The internet has once again been ablaze with conversations, thoughtful pieces and uncontrollable rage (OK, maybe not so much the last one) surrounding the idea of creators charging for signatures at conventions. It’s been interesting seeing people’s varying opinions on this subject, while many have dropped blanket condemnations on those who do charge, others have taken a more sympathetic view depending on many potential situations and scenarios. I thought I’d take a few minutes to give my opinion and drop down a few examples to help explain said opinion.
First off, I think it’s incredibly important to look at a creators current situation, specifically their level of involvement in the creation of comics. Nobody in their right mind can disagree with the fact that life as a comic creator, whether a writer, artist or in some cases both, is an easy life. There’s a huge amount of work that goes into each and every issue and due to the high level of work, long hours and in some cases a level of pressure that can prove hazardous to health, it should come as no surprise that this industry can burn people out. It’s happened before, and I can appreciate that towards the twilight of a career creators will want to cut down on the amount of work they’re doing, be it for health reasons or perhaps to be able to spend more time with family and loved ones. The problem, of course, is that if a creator were to cut down to, say, one book a month then that one book may not be enough to pay essential bills, let alone be able to enjoy their lives. In this instance, who’s to deny their right to supplement their now relatively small income by placing a charge on signing books, particularly after a long and colourful career of entertaining us.

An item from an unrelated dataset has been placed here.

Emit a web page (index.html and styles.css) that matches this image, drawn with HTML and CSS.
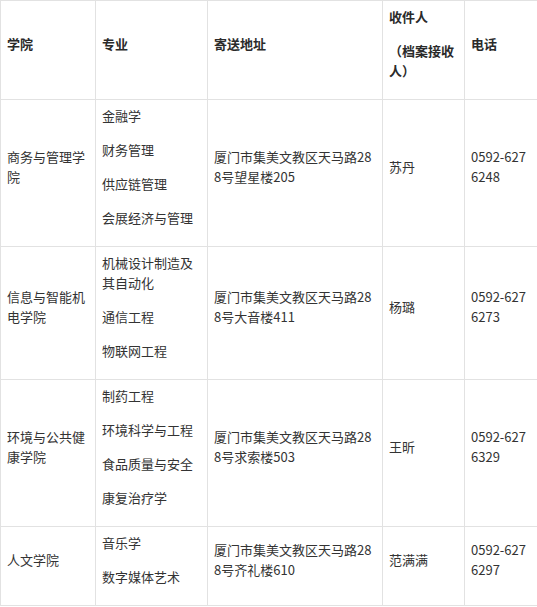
FILE: index.html
```html
<!DOCTYPE html>
<html lang="zh-CN">
<head>
<meta charset="utf-8">
<title>档案寄送地址</title>
<link rel="stylesheet" href="styles.css">
</head>
<body>
<table class="addr-table">
  <colgroup>
    <col class="c-college">
    <col class="c-major">
    <col class="c-addr">
    <col class="c-person">
    <col class="c-phone">
  </colgroup>
  <thead>
    <tr>
      <th><p>学院</p></th>
      <th><p>专业</p></th>
      <th><p>寄送地址</p></th>
      <th><p>收件人</p><p>（档案接收人）</p></th>
      <th class="phone"><p>电话</p></th>
    </tr>
  </thead>
  <tbody>
    <tr>
      <td><p>商务与管理学院</p></td>
      <td><p>金融学</p><p>财务管理</p><p>供应链管理</p><p>会展经济与管理</p></td>
      <td><p>厦门市集美文教区天马路288号望星楼205</p></td>
      <td><p>苏丹</p></td>
      <td class="phone"><p>0592-6276248</p></td>
    </tr>
    <tr>
      <td><p>信息与智能机电学院</p></td>
      <td><p>机械设计制造及其自动化</p><p>通信工程</p><p>物联网工程</p></td>
      <td><p>厦门市集美文教区天马路288号大音楼411</p></td>
      <td><p>杨璐</p></td>
      <td class="phone"><p>0592-6276273</p></td>
    </tr>
    <tr>
      <td><p>环境与公共健康学院</p></td>
      <td><p>制药工程</p><p>环境科学与工程</p><p>食品质量与安全</p><p>康复治疗学</p></td>
      <td><p>厦门市集美文教区天马路288号求索楼503</p></td>
      <td><p>王昕</p></td>
      <td class="phone"><p>0592-6276329</p></td>
    </tr>
    <tr>
      <td><p>人文学院</p></td>
      <td><p>音乐学</p><p>数字媒体艺术</p></td>
      <td><p>厦门市集美文教区天马路288号齐礼楼610</p></td>
      <td><p>范满满</p></td>
      <td class="phone"><p>0592-6276297</p></td>
    </tr>
  </tbody>
</table>
</body>
</html>
```
FILE: styles.css
```css
html, body {
  margin: 0;
  padding: 0;
  background: #ffffff;
  overflow: hidden;
}

body {
  font-family: "Noto Sans CJK SC", "Noto Sans", sans-serif;
  font-size: 13px;
  color: #333333;
}

.addr-table {
  border-collapse: collapse;
  table-layout: fixed;
  width: 560px;
}

.c-college { width: 95px; }
.c-major { width: 112px; }
.c-addr { width: 175px; }
.c-person { width: 82px; }
.c-phone { width: 96px; }

.addr-table th,
.addr-table td {
  border: 1px solid #e2e2e2;
  padding: 6px 6px 4px 6px;
  vertical-align: middle;
  text-align: left;
  word-break: break-all;
  line-height: 20px;
}

.addr-table th {
  font-weight: bold;
  color: #2a2a2a;
}

.addr-table .phone {
  padding-right: 30px;
}

.addr-table p {
  margin: 0 0 14px 0;
}
```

Of course, there’s the mitigation of the speculator market too. Some creators, Dan Slott being a good example, will charge people that arrive at his table with multiple copies of the same issue. It’s plainly obvious these people are showing up at his table to get a quick signature then flip the books online for a tidy profit. Maybe on of those copies are for themselves, maybe none of them are, but I have a relatively low opinion of people who do this since they’re both looking to profit of the back of someone else’s work without any real effort of their own and frankly they can be selfishly holding up the line for the genuine fans that may only have a couple of books they want signed. I think this is totally reasonable, since they either get a cut of any potential profit unfairly made by these “flippers” or they stop them from doing it at all by killing any profit at all, which then gets the line moving again.
There is one more prime point to make with regards to writers charging for signatures at conventions, that being that artists have two very good points of income during shows; commissions and prints. This is an option that I’d say most writers don’t have, since there are only a few in the industry that do both. The more talented the artist, the higher the price of a commission (and rightly so) which means more profit. I have absolutely no problem whatsoever with dropping cash on a talented artists table to get an awesome sketch, I’ve done so many times before and will continue to do so moving forward. But for some writers, those who are maybe having a bit of a hard time making ends meet (it happens to the best of us) this is a great opportunity to make up for not being able to add to their income with something like a sketch list.
The other side of the argument has merit too, don’t get me wrong, but without knowing the exact personal and financial situation of any creator that is charging for signatures there isn’t a single one of us in any position to judge them for it. All we have the right to do is decide whether we want that signature enough to pay or not. We live in a capitalist society, we get to choose what we spend our hard earned money on outside of necessary things like food and bills, exercise that choice. But try to be less judgemental about those you probably know less about than you think.